### Supplied information
|---|

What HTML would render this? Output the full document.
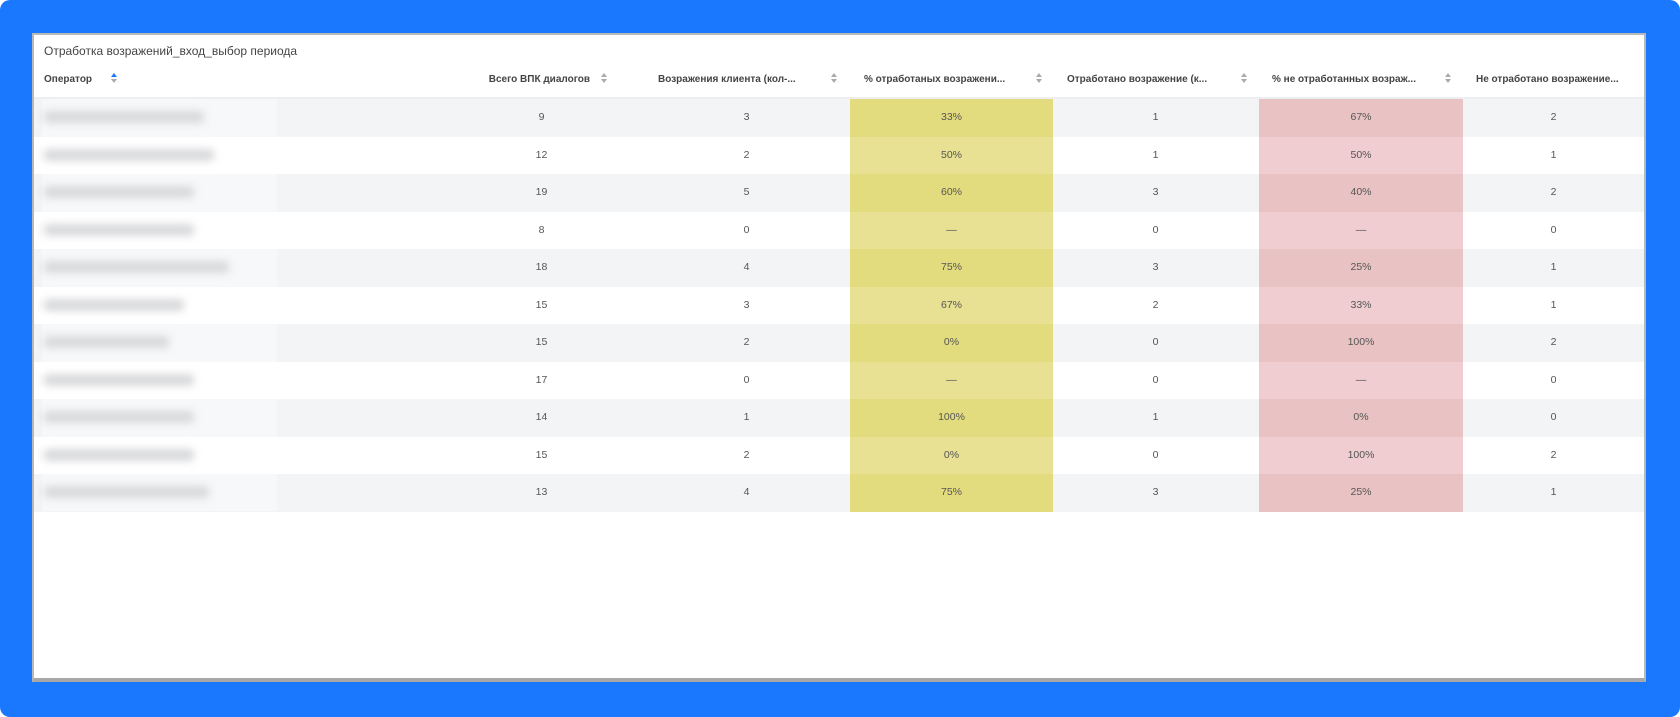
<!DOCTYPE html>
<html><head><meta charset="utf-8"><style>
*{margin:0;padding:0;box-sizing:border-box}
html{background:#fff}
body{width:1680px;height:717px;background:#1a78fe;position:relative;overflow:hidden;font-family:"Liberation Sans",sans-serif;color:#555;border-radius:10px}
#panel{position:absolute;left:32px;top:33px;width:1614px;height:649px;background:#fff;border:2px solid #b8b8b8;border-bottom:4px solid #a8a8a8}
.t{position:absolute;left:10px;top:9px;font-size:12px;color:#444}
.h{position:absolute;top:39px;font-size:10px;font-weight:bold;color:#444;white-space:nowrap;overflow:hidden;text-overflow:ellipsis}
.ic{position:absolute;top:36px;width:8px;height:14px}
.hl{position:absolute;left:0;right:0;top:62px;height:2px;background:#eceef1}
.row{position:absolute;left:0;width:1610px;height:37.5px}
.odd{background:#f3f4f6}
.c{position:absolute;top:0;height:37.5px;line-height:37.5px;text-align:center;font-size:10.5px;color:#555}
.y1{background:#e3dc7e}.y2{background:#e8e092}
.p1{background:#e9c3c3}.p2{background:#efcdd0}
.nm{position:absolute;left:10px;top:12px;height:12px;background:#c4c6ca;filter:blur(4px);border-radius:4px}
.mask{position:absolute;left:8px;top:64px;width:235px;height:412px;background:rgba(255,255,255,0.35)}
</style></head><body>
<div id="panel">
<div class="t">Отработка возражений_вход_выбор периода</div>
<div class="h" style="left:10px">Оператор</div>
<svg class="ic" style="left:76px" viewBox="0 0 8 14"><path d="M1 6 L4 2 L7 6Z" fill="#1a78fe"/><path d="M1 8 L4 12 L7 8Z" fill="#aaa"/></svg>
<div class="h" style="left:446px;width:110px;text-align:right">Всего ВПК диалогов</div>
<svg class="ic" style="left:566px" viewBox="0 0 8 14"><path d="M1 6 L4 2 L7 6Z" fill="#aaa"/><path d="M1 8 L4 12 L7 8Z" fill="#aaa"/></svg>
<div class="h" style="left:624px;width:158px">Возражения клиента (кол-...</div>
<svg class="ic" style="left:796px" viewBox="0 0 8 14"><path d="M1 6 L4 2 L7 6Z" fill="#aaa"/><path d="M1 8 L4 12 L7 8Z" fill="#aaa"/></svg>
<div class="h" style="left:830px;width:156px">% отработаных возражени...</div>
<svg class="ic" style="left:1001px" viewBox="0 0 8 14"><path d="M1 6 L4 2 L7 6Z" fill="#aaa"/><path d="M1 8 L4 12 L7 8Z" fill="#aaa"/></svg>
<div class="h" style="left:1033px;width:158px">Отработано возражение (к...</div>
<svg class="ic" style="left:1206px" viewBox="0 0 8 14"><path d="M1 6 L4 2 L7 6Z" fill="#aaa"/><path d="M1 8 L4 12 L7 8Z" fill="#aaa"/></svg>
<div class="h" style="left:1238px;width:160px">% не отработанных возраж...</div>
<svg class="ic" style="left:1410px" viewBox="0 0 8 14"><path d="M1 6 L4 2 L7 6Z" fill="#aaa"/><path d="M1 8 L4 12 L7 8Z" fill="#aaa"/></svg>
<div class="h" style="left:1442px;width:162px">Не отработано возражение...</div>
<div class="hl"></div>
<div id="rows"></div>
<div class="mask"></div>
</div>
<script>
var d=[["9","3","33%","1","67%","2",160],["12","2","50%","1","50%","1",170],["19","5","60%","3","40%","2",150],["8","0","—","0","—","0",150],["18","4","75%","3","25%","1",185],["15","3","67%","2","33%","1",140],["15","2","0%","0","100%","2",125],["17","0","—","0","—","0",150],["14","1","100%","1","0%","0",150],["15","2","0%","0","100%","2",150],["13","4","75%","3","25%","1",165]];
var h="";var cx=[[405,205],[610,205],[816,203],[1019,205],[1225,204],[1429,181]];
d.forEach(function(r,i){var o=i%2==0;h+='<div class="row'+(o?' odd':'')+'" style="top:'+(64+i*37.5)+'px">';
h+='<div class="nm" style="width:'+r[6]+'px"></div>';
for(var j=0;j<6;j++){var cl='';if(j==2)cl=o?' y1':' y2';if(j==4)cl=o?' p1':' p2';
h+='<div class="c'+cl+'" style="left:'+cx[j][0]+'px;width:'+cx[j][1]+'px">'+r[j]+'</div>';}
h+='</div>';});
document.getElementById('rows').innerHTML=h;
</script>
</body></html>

|---|

### Short exercise
Go through the material above and print all of it exactly, except the pictures.

### Result
What HTML would render this? Output the full document.
<!DOCTYPE html>
<html><head><meta charset="utf-8"><style>
*{margin:0;padding:0;box-sizing:border-box}
html{background:#fff}
body{width:1680px;height:717px;background:#1a78fe;position:relative;overflow:hidden;font-family:"Liberation Sans",sans-serif;color:#555;border-radius:10px}
#panel{position:absolute;left:32px;top:33px;width:1614px;height:649px;background:#fff;border:2px solid #b8b8b8;border-bottom:4px solid #a8a8a8}
.t{position:absolute;left:10px;top:9px;font-size:12px;color:#444}
.h{position:absolute;top:39px;font-size:10px;font-weight:bold;color:#444;white-space:nowrap;overflow:hidden;text-overflow:ellipsis}
.ic{position:absolute;top:36px;width:8px;height:14px}
.hl{position:absolute;left:0;right:0;top:62px;height:2px;background:#eceef1}
.row{position:absolute;left:0;width:1610px;height:37.5px}
.odd{background:#f3f4f6}
.c{position:absolute;top:0;height:37.5px;line-height:37.5px;text-align:center;font-size:10.5px;color:#555}
.y1{background:#e3dc7e}.y2{background:#e8e092}
.p1{background:#e9c3c3}.p2{background:#efcdd0}
.nm{position:absolute;left:10px;top:12px;height:12px;background:#c4c6ca;filter:blur(4px);border-radius:4px}
.mask{position:absolute;left:8px;top:64px;width:235px;height:412px;background:rgba(255,255,255,0.35)}
</style></head><body>
<div id="panel">
<div class="t">Отработка возражений_вход_выбор периода</div>
<div class="h" style="left:10px">Оператор</div>
<svg class="ic" style="left:76px" viewBox="0 0 8 14"><path d="M1 6 L4 2 L7 6Z" fill="#1a78fe"/><path d="M1 8 L4 12 L7 8Z" fill="#aaa"/></svg>
<div class="h" style="left:446px;width:110px;text-align:right">Всего ВПК диалогов</div>
<svg class="ic" style="left:566px" viewBox="0 0 8 14"><path d="M1 6 L4 2 L7 6Z" fill="#aaa"/><path d="M1 8 L4 12 L7 8Z" fill="#aaa"/></svg>
<div class="h" style="left:624px;width:158px">Возражения клиента (кол-...</div>
<svg class="ic" style="left:796px" viewBox="0 0 8 14"><path d="M1 6 L4 2 L7 6Z" fill="#aaa"/><path d="M1 8 L4 12 L7 8Z" fill="#aaa"/></svg>
<div class="h" style="left:830px;width:156px">% отработаных возражени...</div>
<svg class="ic" style="left:1001px" viewBox="0 0 8 14"><path d="M1 6 L4 2 L7 6Z" fill="#aaa"/><path d="M1 8 L4 12 L7 8Z" fill="#aaa"/></svg>
<div class="h" style="left:1033px;width:158px">Отработано возражение (к...</div>
<svg class="ic" style="left:1206px" viewBox="0 0 8 14"><path d="M1 6 L4 2 L7 6Z" fill="#aaa"/><path d="M1 8 L4 12 L7 8Z" fill="#aaa"/></svg>
<div class="h" style="left:1238px;width:160px">% не отработанных возраж...</div>
<svg class="ic" style="left:1410px" viewBox="0 0 8 14"><path d="M1 6 L4 2 L7 6Z" fill="#aaa"/><path d="M1 8 L4 12 L7 8Z" fill="#aaa"/></svg>
<div class="h" style="left:1442px;width:162px">Не отработано возражение...</div>
<div class="hl"></div>
<div id="rows"></div>
<div class="mask"></div>
</div>
<script>
var d=[["9","3","33%","1","67%","2",160],["12","2","50%","1","50%","1",170],["19","5","60%","3","40%","2",150],["8","0","—","0","—","0",150],["18","4","75%","3","25%","1",185],["15","3","67%","2","33%","1",140],["15","2","0%","0","100%","2",125],["17","0","—","0","—","0",150],["14","1","100%","1","0%","0",150],["15","2","0%","0","100%","2",150],["13","4","75%","3","25%","1",165]];
var h="";var cx=[[405,205],[610,205],[816,203],[1019,205],[1225,204],[1429,181]];
d.forEach(function(r,i){var o=i%2==0;h+='<div class="row'+(o?' odd':'')+'" style="top:'+(64+i*37.5)+'px">';
h+='<div class="nm" style="width:'+r[6]+'px"></div>';
for(var j=0;j<6;j++){var cl='';if(j==2)cl=o?' y1':' y2';if(j==4)cl=o?' p1':' p2';
h+='<div class="c'+cl+'" style="left:'+cx[j][0]+'px;width:'+cx[j][1]+'px">'+r[j]+'</div>';}
h+='</div>';});
document.getElementById('rows').innerHTML=h;
</script>
</body></html>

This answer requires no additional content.